Your goal: Leaving the pictures aside, transcribe every line below exactly.

The input:

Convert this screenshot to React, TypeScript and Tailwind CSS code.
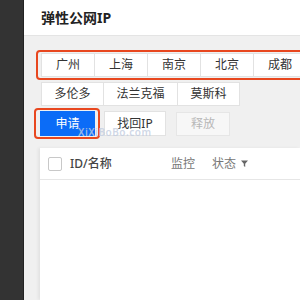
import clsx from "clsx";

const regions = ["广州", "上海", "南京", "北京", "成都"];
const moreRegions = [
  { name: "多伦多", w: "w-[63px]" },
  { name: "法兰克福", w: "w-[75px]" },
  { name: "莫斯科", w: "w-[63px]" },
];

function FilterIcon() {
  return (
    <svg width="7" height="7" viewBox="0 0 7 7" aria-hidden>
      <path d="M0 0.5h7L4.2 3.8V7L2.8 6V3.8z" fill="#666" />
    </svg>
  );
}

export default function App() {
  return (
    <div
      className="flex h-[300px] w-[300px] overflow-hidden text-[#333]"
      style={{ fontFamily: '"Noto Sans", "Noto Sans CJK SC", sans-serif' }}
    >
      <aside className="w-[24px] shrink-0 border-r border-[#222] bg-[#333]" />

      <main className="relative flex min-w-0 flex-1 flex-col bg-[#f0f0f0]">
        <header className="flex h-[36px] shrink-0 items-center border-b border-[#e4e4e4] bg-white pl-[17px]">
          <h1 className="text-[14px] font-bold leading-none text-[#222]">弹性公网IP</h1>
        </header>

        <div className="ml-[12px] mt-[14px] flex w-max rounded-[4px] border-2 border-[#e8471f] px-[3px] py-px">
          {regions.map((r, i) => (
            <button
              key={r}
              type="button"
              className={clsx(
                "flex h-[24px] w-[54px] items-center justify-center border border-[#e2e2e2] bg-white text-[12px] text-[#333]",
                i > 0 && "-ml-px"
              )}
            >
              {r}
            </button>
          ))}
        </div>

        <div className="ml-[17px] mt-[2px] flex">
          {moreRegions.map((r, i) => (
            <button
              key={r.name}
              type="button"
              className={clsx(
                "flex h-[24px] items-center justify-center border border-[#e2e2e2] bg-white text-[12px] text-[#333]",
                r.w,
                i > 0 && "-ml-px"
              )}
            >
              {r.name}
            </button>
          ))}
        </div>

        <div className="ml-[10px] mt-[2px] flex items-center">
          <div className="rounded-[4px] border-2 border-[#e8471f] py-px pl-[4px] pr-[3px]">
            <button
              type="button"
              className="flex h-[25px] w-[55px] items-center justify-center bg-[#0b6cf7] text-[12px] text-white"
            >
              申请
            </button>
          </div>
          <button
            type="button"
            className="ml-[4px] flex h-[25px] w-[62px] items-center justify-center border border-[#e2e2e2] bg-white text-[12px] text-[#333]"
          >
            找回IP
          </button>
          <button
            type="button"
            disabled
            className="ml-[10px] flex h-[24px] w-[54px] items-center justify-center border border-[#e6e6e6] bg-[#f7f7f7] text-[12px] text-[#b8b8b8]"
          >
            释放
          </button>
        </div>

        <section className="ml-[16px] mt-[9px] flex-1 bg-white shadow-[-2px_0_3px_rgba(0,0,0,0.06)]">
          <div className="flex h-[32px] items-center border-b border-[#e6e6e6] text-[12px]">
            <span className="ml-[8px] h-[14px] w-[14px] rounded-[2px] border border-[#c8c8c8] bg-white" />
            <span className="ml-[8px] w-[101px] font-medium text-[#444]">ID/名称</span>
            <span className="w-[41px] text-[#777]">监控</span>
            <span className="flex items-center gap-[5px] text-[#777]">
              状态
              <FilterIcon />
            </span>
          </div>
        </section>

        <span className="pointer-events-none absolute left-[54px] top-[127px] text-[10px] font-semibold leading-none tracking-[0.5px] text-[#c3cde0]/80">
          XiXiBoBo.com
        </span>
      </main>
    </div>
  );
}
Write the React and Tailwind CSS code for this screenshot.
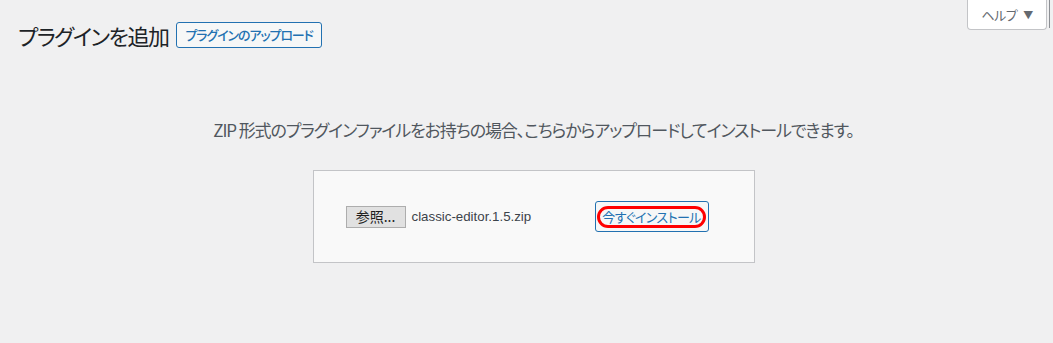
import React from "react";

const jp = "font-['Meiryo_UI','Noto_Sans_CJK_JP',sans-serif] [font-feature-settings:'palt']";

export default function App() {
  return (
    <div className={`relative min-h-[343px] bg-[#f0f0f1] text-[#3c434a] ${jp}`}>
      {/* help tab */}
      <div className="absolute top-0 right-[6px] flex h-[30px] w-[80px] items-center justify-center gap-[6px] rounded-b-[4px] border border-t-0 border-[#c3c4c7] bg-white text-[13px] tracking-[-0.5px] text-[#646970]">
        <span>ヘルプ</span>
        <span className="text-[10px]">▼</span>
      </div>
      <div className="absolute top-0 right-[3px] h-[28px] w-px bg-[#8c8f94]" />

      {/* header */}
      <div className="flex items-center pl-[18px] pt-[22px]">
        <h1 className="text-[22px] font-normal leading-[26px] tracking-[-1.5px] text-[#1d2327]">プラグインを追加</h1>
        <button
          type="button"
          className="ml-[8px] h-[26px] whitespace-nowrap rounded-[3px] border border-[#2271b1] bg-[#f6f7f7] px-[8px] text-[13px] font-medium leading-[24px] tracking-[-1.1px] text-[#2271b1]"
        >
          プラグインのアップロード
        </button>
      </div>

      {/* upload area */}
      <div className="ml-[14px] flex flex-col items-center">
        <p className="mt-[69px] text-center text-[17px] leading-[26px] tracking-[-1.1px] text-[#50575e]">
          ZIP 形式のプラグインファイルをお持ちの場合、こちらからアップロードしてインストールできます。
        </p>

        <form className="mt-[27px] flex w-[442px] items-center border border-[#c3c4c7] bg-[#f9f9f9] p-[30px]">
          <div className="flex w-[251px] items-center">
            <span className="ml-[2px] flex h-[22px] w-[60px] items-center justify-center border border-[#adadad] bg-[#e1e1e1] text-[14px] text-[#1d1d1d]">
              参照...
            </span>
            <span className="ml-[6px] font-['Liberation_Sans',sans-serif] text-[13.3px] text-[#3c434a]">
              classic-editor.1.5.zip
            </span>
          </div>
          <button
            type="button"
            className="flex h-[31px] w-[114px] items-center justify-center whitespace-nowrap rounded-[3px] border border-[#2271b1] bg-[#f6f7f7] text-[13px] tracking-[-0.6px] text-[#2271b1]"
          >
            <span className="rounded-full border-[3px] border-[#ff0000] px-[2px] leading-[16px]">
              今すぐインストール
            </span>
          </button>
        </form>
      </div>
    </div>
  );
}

Task output:
Convert this screenshot to React, TypeScript and Tailwind CSS code.
import clsx from "clsx";

const regions = ["广州", "上海", "南京", "北京", "成都"];
const moreRegions = [
  { name: "多伦多", w: "w-[63px]" },
  { name: "法兰克福", w: "w-[75px]" },
  { name: "莫斯科", w: "w-[63px]" },
];

function FilterIcon() {
  return (
    <svg width="7" height="7" viewBox="0 0 7 7" aria-hidden>
      <path d="M0 0.5h7L4.2 3.8V7L2.8 6V3.8z" fill="#666" />
    </svg>
  );
}

export default function App() {
  return (
    <div
      className="flex h-[300px] w-[300px] overflow-hidden text-[#333]"
      style={{ fontFamily: '"Noto Sans", "Noto Sans CJK SC", sans-serif' }}
    >
      <aside className="w-[24px] shrink-0 border-r border-[#222] bg-[#333]" />

      <main className="relative flex min-w-0 flex-1 flex-col bg-[#f0f0f0]">
        <header className="flex h-[36px] shrink-0 items-center border-b border-[#e4e4e4] bg-white pl-[17px]">
          <h1 className="text-[14px] font-bold leading-none text-[#222]">弹性公网IP</h1>
        </header>

        <div className="ml-[12px] mt-[14px] flex w-max rounded-[4px] border-2 border-[#e8471f] px-[3px] py-px">
          {regions.map((r, i) => (
            <button
              key={r}
              type="button"
              className={clsx(
                "flex h-[24px] w-[54px] items-center justify-center border border-[#e2e2e2] bg-white text-[12px] text-[#333]",
                i > 0 && "-ml-px"
              )}
            >
              {r}
            </button>
          ))}
        </div>

        <div className="ml-[17px] mt-[2px] flex">
          {moreRegions.map((r, i) => (
            <button
              key={r.name}
              type="button"
              className={clsx(
                "flex h-[24px] items-center justify-center border border-[#e2e2e2] bg-white text-[12px] text-[#333]",
                r.w,
                i > 0 && "-ml-px"
              )}
            >
              {r.name}
            </button>
          ))}
        </div>

        <div className="ml-[10px] mt-[2px] flex items-center">
          <div className="rounded-[4px] border-2 border-[#e8471f] py-px pl-[4px] pr-[3px]">
            <button
              type="button"
              className="flex h-[25px] w-[55px] items-center justify-center bg-[#0b6cf7] text-[12px] text-white"
            >
              申请
            </button>
          </div>
          <button
            type="button"
            className="ml-[4px] flex h-[25px] w-[62px] items-center justify-center border border-[#e2e2e2] bg-white text-[12px] text-[#333]"
          >
            找回IP
          </button>
          <button
            type="button"
            disabled
            className="ml-[10px] flex h-[24px] w-[54px] items-center justify-center border border-[#e6e6e6] bg-[#f7f7f7] text-[12px] text-[#b8b8b8]"
          >
            释放
          </button>
        </div>

        <section className="ml-[16px] mt-[9px] flex-1 bg-white shadow-[-2px_0_3px_rgba(0,0,0,0.06)]">
          <div className="flex h-[32px] items-center border-b border-[#e6e6e6] text-[12px]">
            <span className="ml-[8px] h-[14px] w-[14px] rounded-[2px] border border-[#c8c8c8] bg-white" />
            <span className="ml-[8px] w-[101px] font-medium text-[#444]">ID/名称</span>
            <span className="w-[41px] text-[#777]">监控</span>
            <span className="flex items-center gap-[5px] text-[#777]">
              状态
              <FilterIcon />
            </span>
          </div>
        </section>

        <span className="pointer-events-none absolute left-[54px] top-[127px] text-[10px] font-semibold leading-none tracking-[0.5px] text-[#c3cde0]/80">
          XiXiBoBo.com
        </span>
      </main>
    </div>
  );
}
Write the React and Tailwind CSS code for this screenshot.
import React from "react";

const jp = "font-['Meiryo_UI','Noto_Sans_CJK_JP',sans-serif] [font-feature-settings:'palt']";

export default function App() {
  return (
    <div className={`relative min-h-[343px] bg-[#f0f0f1] text-[#3c434a] ${jp}`}>
      {/* help tab */}
      <div className="absolute top-0 right-[6px] flex h-[30px] w-[80px] items-center justify-center gap-[6px] rounded-b-[4px] border border-t-0 border-[#c3c4c7] bg-white text-[13px] tracking-[-0.5px] text-[#646970]">
        <span>ヘルプ</span>
        <span className="text-[10px]">▼</span>
      </div>
      <div className="absolute top-0 right-[3px] h-[28px] w-px bg-[#8c8f94]" />

      {/* header */}
      <div className="flex items-center pl-[18px] pt-[22px]">
        <h1 className="text-[22px] font-normal leading-[26px] tracking-[-1.5px] text-[#1d2327]">プラグインを追加</h1>
        <button
          type="button"
          className="ml-[8px] h-[26px] whitespace-nowrap rounded-[3px] border border-[#2271b1] bg-[#f6f7f7] px-[8px] text-[13px] font-medium leading-[24px] tracking-[-1.1px] text-[#2271b1]"
        >
          プラグインのアップロード
        </button>
      </div>

      {/* upload area */}
      <div className="ml-[14px] flex flex-col items-center">
        <p className="mt-[69px] text-center text-[17px] leading-[26px] tracking-[-1.1px] text-[#50575e]">
          ZIP 形式のプラグインファイルをお持ちの場合、こちらからアップロードしてインストールできます。
        </p>

        <form className="mt-[27px] flex w-[442px] items-center border border-[#c3c4c7] bg-[#f9f9f9] p-[30px]">
          <div className="flex w-[251px] items-center">
            <span className="ml-[2px] flex h-[22px] w-[60px] items-center justify-center border border-[#adadad] bg-[#e1e1e1] text-[14px] text-[#1d1d1d]">
              参照...
            </span>
            <span className="ml-[6px] font-['Liberation_Sans',sans-serif] text-[13.3px] text-[#3c434a]">
              classic-editor.1.5.zip
            </span>
          </div>
          <button
            type="button"
            className="flex h-[31px] w-[114px] items-center justify-center whitespace-nowrap rounded-[3px] border border-[#2271b1] bg-[#f6f7f7] text-[13px] tracking-[-0.6px] text-[#2271b1]"
          >
            <span className="rounded-full border-[3px] border-[#ff0000] px-[2px] leading-[16px]">
              今すぐインストール
            </span>
          </button>
        </form>
      </div>
    </div>
  );
}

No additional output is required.